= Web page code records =
BEGIN
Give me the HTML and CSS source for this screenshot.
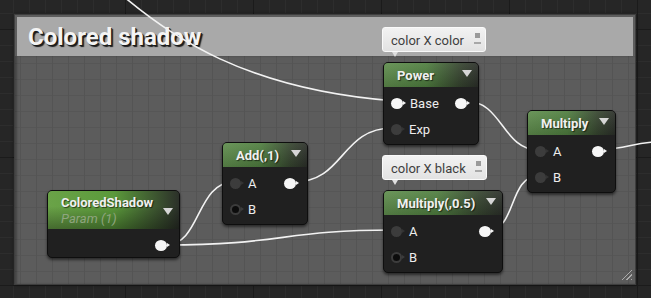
FILE: index.html
```html
<!DOCTYPE html>
<html>
<head>
    <title>Colored shadow - Material Graph</title>
    <link rel="stylesheet" href="styles.css">
</head>
<body>
    <div class="canvas">
        <!-- comment box -->
        <div class="comment">
            <div class="comment-head">Colored shadow</div>
            <div class="comment-body"></div>
            <div class="grip"></div>
        </div>

        <!-- wires sit under the nodes -->
        <svg class="wires" width="651" height="298" viewBox="0 0 651 298">
            <path d="M105 -20 C170 40, 250 90, 395 101" />
            <path d="M466 101 C502 101, 503 150, 538 150" />
            <path d="M603 149 C625 149, 632 143, 655 142" />
            <path d="M294 182 C345 182, 340 128, 393 128" />
            <path d="M166 245 C201 245, 196 182, 234 182" />
            <path d="M166 245 C280 245, 285 230, 393 230" />
            <path d="M489 230 C516 230, 509 176, 538 176" />
        </svg>

        <div class="bubble bubble-power">color X color<span class="bubble-icon"></span></div>
        <div class="bubble bubble-mul">color X black<span class="bubble-icon"></span></div>

        <div class="node n-param">
            <div class="node-head head-param">
                <div class="titles">
                    <div class="title">ColoredShadow</div>
                    <div class="sub">Param (1)</div>
                </div>
                <span class="arrow"></span>
            </div>
            <div class="node-body">
                <div class="row"><span></span><span class="pin on"></span></div>
            </div>
        </div>

        <div class="node n-add">
            <div class="node-head"><span class="title">Add(,1)</span><span class="arrow"></span></div>
            <div class="node-body">
                <div class="row"><span class="in"><span class="pin dim"></span>A</span><span class="pin on"></span></div>
                <div class="row"><span class="in"><span class="pin ring"></span>B</span></div>
            </div>
        </div>

        <div class="node n-power">
            <div class="node-head"><span class="title">Power</span><span class="arrow"></span></div>
            <div class="node-body">
                <div class="row"><span class="in"><span class="pin on"></span>Base</span><span class="pin on"></span></div>
                <div class="row"><span class="in"><span class="pin dim"></span>Exp</span></div>
            </div>
        </div>

        <div class="node n-mulhalf">
            <div class="node-head"><span class="title">Multiply(,0.5)</span><span class="arrow"></span></div>
            <div class="node-body">
                <div class="row"><span class="in"><span class="pin dim"></span>A</span><span class="pin on"></span></div>
                <div class="row"><span class="in"><span class="pin ring"></span>B</span></div>
            </div>
        </div>

        <div class="node n-mul">
            <div class="node-head"><span class="title">Multiply</span><span class="arrow"></span></div>
            <div class="node-body">
                <div class="row"><span class="in"><span class="pin dim"></span>A</span><span class="pin on"></span></div>
                <div class="row"><span class="in"><span class="pin dim"></span>B</span></div>
            </div>
        </div>
    </div>
</body>
</html>
```

FILE: styles.css
```css
body {
    margin: 0;
    padding: 0;
    overflow: hidden;
    font-family: Roboto, "Liberation Sans", sans-serif;
}

.canvas {
    position: relative;
    width: 651px;
    height: 298px;
    background-color: #262626;
    background-image:
        linear-gradient(to right, #1b1b1b 1px, transparent 1px),
        linear-gradient(to bottom, #1b1b1b 1px, transparent 1px),
        linear-gradient(to right, #2d2d2d 1px, transparent 1px),
        linear-gradient(to bottom, #2d2d2d 1px, transparent 1px);
    background-size: 128px 128px, 128px 128px, 16px 16px, 16px 16px;
    background-position: 125px 29px, 125px 29px, 13px 13px, 13px 13px;
    overflow: hidden;
}

/* comment box */
.comment {
    position: absolute;
    left: 14px;
    top: 14px;
    width: 622px;
    height: 271px;
    display: flex;
    flex-direction: column;
    border: 1px solid #3e3e3e;
    box-sizing: border-box;
    box-shadow: 0 0 3px rgba(0, 0, 0, 0.5);
}

.comment-head {
    height: 39px;
    background: #a9a9a9;
    border: 2px solid #5d5d5d;
    border-bottom: none;
    padding-left: 11px;
    font-size: 24px;
    font-weight: bold;
    line-height: 40px;
    color: #f4f4f4;
    text-shadow: 2px 2px 1px #1c1c1c, 1px 1px 0 #1c1c1c;
}

.comment-body {
    flex: 1;
    background-color: #5c5c5c;
    background-image:
        linear-gradient(to right, #545454 1px, transparent 1px),
        linear-gradient(to bottom, #565656 1px, transparent 1px);
    background-size: 16px 16px;
    background-position: 5px 7px;
    box-shadow: inset 2px 0 2px rgba(0, 0, 0, 0.25);
}

.grip {
    position: absolute;
    right: 3px;
    bottom: 4px;
    width: 13px;
    height: 13px;
    background: repeating-linear-gradient(135deg, transparent 0 2px, #bdbdbd 2px 3px);
    clip-path: polygon(100% 0, 100% 100%, 0 100%);
    opacity: 0.8;
}

.wires {
    position: absolute;
    left: 0;
    top: 0;
}

.wires path {
    fill: none;
    stroke: #f2f2f2;
    stroke-width: 1.6;
}

/* node comment bubbles */
.bubble {
    position: absolute;
    height: 25px;
    box-sizing: border-box;
    padding-left: 8px;
    font-size: 13px;
    line-height: 25px;
    color: #3e3e3e;
    background: linear-gradient(#f2f2f2, #e2e2e2);
    border: 1px solid #fafafa;
    border-radius: 3px;
}

.bubble::after {
    content: "";
    position: absolute;
    left: 9px;
    bottom: -6px;
    border-left: 3px solid transparent;
    border-right: 3px solid transparent;
    border-top: 5px solid #e0e0e0;
}

.bubble-icon {
    position: absolute;
    right: 4px;
    top: 4px;
    width: 7px;
    height: 14px;
    background:
        linear-gradient(#9a9a9a, #9a9a9a) 1px 1px / 5px 5px no-repeat,
        linear-gradient(#a8a8a8, #a8a8a8) 0 10px / 7px 2px no-repeat;
}

.bubble-power {
    left: 382px;
    top: 27px;
    width: 104px;
}

.bubble-mul {
    left: 382px;
    top: 155px;
    width: 105px;
}

/* nodes */
.node {
    position: absolute;
    background: #202020;
    border: 1px solid #0e0e0e;
    border-radius: 5px;
    box-shadow: 0 2px 3px rgba(0, 0, 0, 0.55);
    overflow: hidden;
    color: #ededed;
}

.node-head {
    height: 24px;
    display: flex;
    align-items: center;
    justify-content: space-between;
    padding: 0 6px 0 13px;
    background:
        linear-gradient(to bottom, rgba(255, 255, 255, 0.08), rgba(0, 0, 0, 0.15)),
        linear-gradient(to right, #5f8d4d 0%, #4f7e3f 45%, #36452f 80%, #2b2f29 100%);
}

.title {
    font-size: 13px;
    font-weight: bold;
    color: #f0f0f0;
    text-shadow: 1px 1px 1px rgba(0, 0, 0, 0.6);
}

.arrow {
    width: 0;
    height: 0;
    border-left: 5px solid transparent;
    border-right: 5px solid transparent;
    border-top: 7px solid #d6d6d6;
    margin-top: -4px;
}

.head-param {
    height: 38px;
    align-items: flex-start;
    padding-top: 4px;
    box-sizing: border-box;
    background:
        linear-gradient(to bottom, rgba(0, 0, 0, 0) 40%, rgba(0, 0, 0, 0.35)),
        linear-gradient(to right, #6aa348 0%, #5b9a3b 50%, #3f5a31 80%, #2b3029 100%);
}

.head-param .arrow {
    margin-top: 13px;
}

.sub {
    font-size: 13px;
    font-style: italic;
    color: #8fa57f;
    margin-top: 1px;
}

.node-body {
    padding: 3px 0 2px;
}

.row {
    height: 26px;
    display: flex;
    align-items: center;
    justify-content: space-between;
    padding: 0 11px 0 7px;
    font-size: 13px;
}

.in {
    display: flex;
    align-items: center;
    gap: 7px;
}

.pin {
    position: relative;
    width: 11px;
    height: 11px;
    border-radius: 50%;
    box-sizing: border-box;
}

.pin::after {
    content: "";
    position: absolute;
    right: -3px;
    top: 3px;
    border-top: 2.5px solid transparent;
    border-bottom: 2.5px solid transparent;
    border-left: 3px solid #f4f4f4;
}

.pin.on {
    width: 12px;
    background: #f6f6f6;
}

.pin.dim {
    background: #3c3c3c;
}

.pin.dim::after {
    border-left-color: #343434;
}

.pin.ring {
    background: #0c0c0c;
    border: 2px solid #3c3c3c;
}

.pin.ring::after {
    top: 1px;
    right: -5px;
    border-left-color: #3c3c3c;
}

.n-param {
    left: 47px;
    top: 190px;
    width: 131px;
    height: 66px;
}

.n-param .row {
    padding-right: 12px;
}

.n-add {
    left: 222px;
    top: 142px;
    width: 84px;
}

.n-power {
    left: 383px;
    top: 62px;
    width: 94px;
}

.n-mulhalf {
    left: 383px;
    top: 190px;
    width: 118px;
}

.n-mul {
    left: 527px;
    top: 110px;
    width: 87px;
}
```
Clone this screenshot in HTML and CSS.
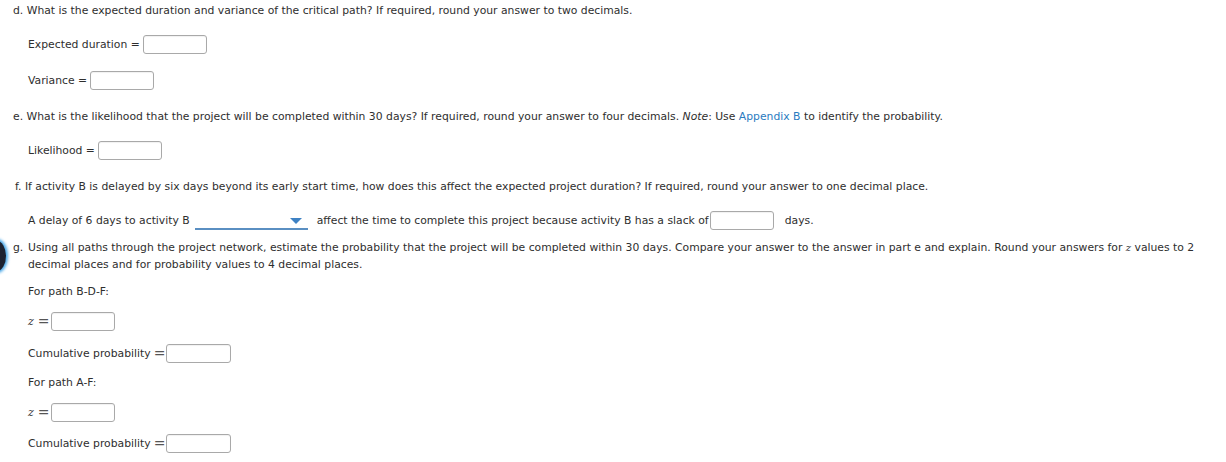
FILE: index.html
```html
<!DOCTYPE html>
<html>
<head>
<meta charset="utf-8">
<link rel="stylesheet" href="styles.css">
</head>
<body>
<div class="page">
  <div class="badge"></div>

  <p class="q q-d">d. What is the expected duration and variance of the critical path? If required, round your answer to two decimals.</p>
  <div class="row r-exp"><span>Expected duration =</span><span class="box"></span></div>
  <div class="row r-var"><span>Variance =</span><span class="box"></span></div>

  <p class="q q-e">e. What is the likelihood that the project will be completed within 30 days? If required, round your answer to four decimals. <i>Note</i>: Use <a class="link">Appendix B</a> to identify the probability.</p>
  <div class="row r-lik"><span>Likelihood =</span><span class="box"></span></div>

  <p class="q q-f">f. If activity B is delayed by six days beyond its early start time, how does this affect the expected project duration? If required, round your answer to one decimal place.</p>
  <div class="row r-delay">
    <span>A delay of 6 days to activity B</span>
    <span class="select"><span class="arrow"></span></span>
    <span>affect the time to complete this project because activity B has a slack of</span><span class="box box-slack"></span><span class="days">days.</span>
  </div>

  <div class="q q-g"><span class="lbl">g.</span><span class="gtext">Using all paths through the project network, estimate the probability that the project will be completed within 30 days. Compare your answer to the answer in part e and explain. Round your answers for <i class="zi">z</i> values to 2 decimal places and for probability values to 4 decimal places.</span></div>

  <p class="sub s-bdf">For path B-D-F:</p>
  <div class="row r-z1"><i class="mz">z</i><span class="meq">=</span><span class="box"></span></div>
  <div class="row r-c1"><span>Cumulative probability</span><span class="meq meq-c">=</span><span class="box box-cum"></span></div>

  <p class="sub s-af">For path A-F:</p>
  <div class="row r-z2"><i class="mz">z</i><span class="meq">=</span><span class="box"></span></div>
  <div class="row r-c2"><span>Cumulative probability</span><span class="meq meq-c">=</span><span class="box box-cum"></span></div>
</div>
</body>
</html>
```

FILE: styles.css
```css
html, body {
  margin: 0;
  padding: 0;
  background: #ffffff;
}
.page {
  position: relative;
  width: 1226px;
  height: 462px;
  overflow: hidden;
  font-family: "DejaVu Sans", Verdana, sans-serif;
  font-size: 10.8px;
  color: #2e2e2e;
  display: flex;
  flex-direction: column;
}
p { margin: 0; }
.badge {
  position: absolute;
  left: -12px;
  top: 241px;
  width: 18px;
  height: 30px;
  border-radius: 50%;
  background: #1c2230;
  box-shadow: 0 0 3px 2px #4aa8e8;
}
.q {
  line-height: 17px;
  padding-left: 13px;
}
.q-d { margin-top: 2px; }
.q-e { margin-top: 18px; }
.q-f { margin-top: 18px; padding-left: 15px; }
.q-g { margin-top: 9px; display: flex; }
.q-g .lbl { width: 15px; flex: none; }
.q-g .gtext { width: 1185px; }
.zi { font-family: "DejaVu Serif", serif; font-size: 10px; line-height: 10px; }
.link { color: #2a7bbf; text-decoration: none; }
.row {
  display: flex;
  align-items: center;
  height: 20px;
  padding-left: 28px;
}
.row > span:first-child { margin-right: 3px; }
.r-exp { margin-top: 15px; }
.r-var { margin-top: 16px; }
.r-lik { margin-top: 15px; }
.r-delay { margin-top: 15px; }
.r-delay > span:first-child { margin-right: 0; }
.box {
  width: 62px;
  height: 17px;
  border: 1px solid #a9a9a9;
  border-radius: 3px;
  box-shadow: inset 0 1px 1px rgba(0,0,0,0.06);
  background: #fff;
  flex: none;
}
.box-cum { width: 63px; }
.select {
  position: relative;
  width: 113px;
  height: 18px;
  margin: 0 9px 0 5px;
  border-bottom: 2px solid #5a8fc2;
  flex: none;
}
.arrow {
  position: absolute;
  right: 6px;
  top: 8px;
  width: 0;
  height: 0;
  border-left: 6px solid transparent;
  border-right: 6px solid transparent;
  border-top: 6px solid #3e82c4;
}
.box-slack { margin-left: 1px; }
.days { margin-left: 11px; }
.sub {
  line-height: 17px;
  padding-left: 28px;
}
.s-bdf { margin-top: 10px; }
.s-af { margin-top: 11px; }
.r-z1 { margin-top: 11px; }
.r-c1 { margin-top: 12px; }
.r-z2 { margin-top: 11px; }
.r-c2 { margin-top: 11px; }
.mz {
  font-family: "DejaVu Serif", serif;
  font-size: 11px;
  margin-right: 4px;
}
.meq {
  font-family: "DejaVu Serif", serif;
  font-size: 14px;
  color: #555;
  margin-right: 1px;
  line-height: 14px;
}
.row > .meq-c { margin-left: 0; margin-right: 1px; }
```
END
= Task to complete =
Select every line of the records holding the string "screenshot".

= Written answer =
Give me the HTML and CSS source for this screenshot.
Clone this screenshot in HTML and CSS.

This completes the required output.